Our sincere apologies if this wasn’t clear when you created your social network. Please let us know if you have any questions.
The Ning Team
This ‘Baseline’ Review is the result of our initial findings for the T-SPARC project. We interviewed a mixture of stakeholders and made sure all six faculties were represented in the research (although not all interviews were captured on video).
The review is retrospective and is designed to describe context rather than to facilitate new processes or to develop new solutions to the problems outlined. We have decided to move away from the document process, speak to the people we want to assist and present our findings in an innovative and accessible way.

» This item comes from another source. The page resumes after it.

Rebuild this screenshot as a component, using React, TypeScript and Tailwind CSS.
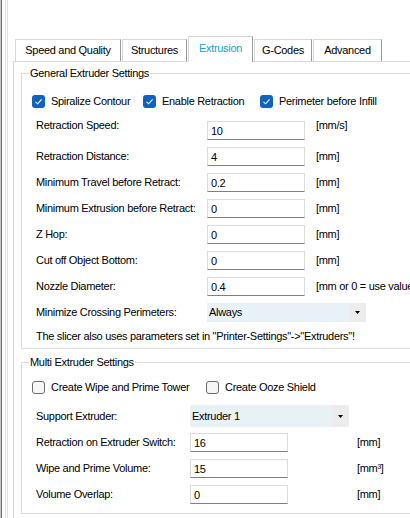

The majority of the content focuses on how the approval /reapproval process is in need of an overhaul due to the amount of documentation and time constraints which has led to a compliance culture that does little to promote innovation or to put the student learning experience at the forefront of curriculum design.
You can link to the review
Here signed in from Circle: http://jisc.sossoon.net/blog.aspx?bid=6508
Here signed in from Moodle: http://bit.ly/10O1kJ
When we started looking at Communications and how to engage with stakeholders there were a few questions which we needed to ask ourselves:
1. What do we want to achieve? (What are our objectives?)
2. Who do we want to talk to? (Who are the publics/ Stakeholders?)
3. How shall we say it? (What mechanisms shall we use to get the message across?)
4. How do we know we have got it right? (How will we evaluate the work?)
We knew what we wanted to achieve – that was to fully engage and involve our stakeholders, and we knew who the stakeholders were – both internal and external. We just had to think about how best to engage them.
Various form of communication were explored such as Twitter, Facebook and blogs, as well as social bookmarking and file sharing sites such as Newsvine, Stumbleupon and Reddit.
Some interesting sites that we stumbled upon were www.diigo.com and www.ning.com. Diigo is interesting as it has a facility to highlight specific pieces of text and also you can stick ‘virtual sticky notes’ onto web articles. Ning on the other hand is completely different. It’s a social networking platform so the user can set up their own social network. We initially thought that this would be a fantastic way for our Project Operation Group (POG) to meet virtually to discuss the project. After some further exploration of Ning we found that in order for Ning to stay free to the public they use rather unsightly advertisements down one side of the screen and to have an ‘ad-free’ network costs $24.95.
That put us off quite considerably as we thought that people would not want to view advertisements for ‘Over 40s dating clubs’ or ‘The ultimate weight loss drug’ when looking at a serious project about curriculum design that has the potential to affect a lot of people. When looking into this it became apparent that upon request Ning will grant an ‘ad-free’ space to educational users who are using Ning with children between the ages of 13 and 18. We have requested to be ad-free as we are using Ning in an educational capacity (although not with children) but we will see what happens.
Another problem we came across was that there did not seem to be anywhere to attach files to discuss within the T-SPARC social network. It later became apparent that we would first have to set up a group or an event within the network to attach a file to discuss but it did have some fantastic facilities including live chat (similar to MSN and Facebook chat) and the fact that the T-SPARC social network can be made private so only selected people would have access to the network.
An important way of engaging with the internal stakeholders we thought was to have a regular e-bulletin. We have decided upon the name ‘Sparcle’ to continue with the ‘sparc’ theme. We are still debating on the frequency of these e-bulletins but think with an addition of having a regular blog and regular tweets on twitter that the e-bulletin may only need to be once a month to sum up how the month has gone and to answer any questions that have arisen. It is through these questions and the stakeholders’ feedback that we will be able to gauge how well our initial engagement has gone and what we can do to make it better.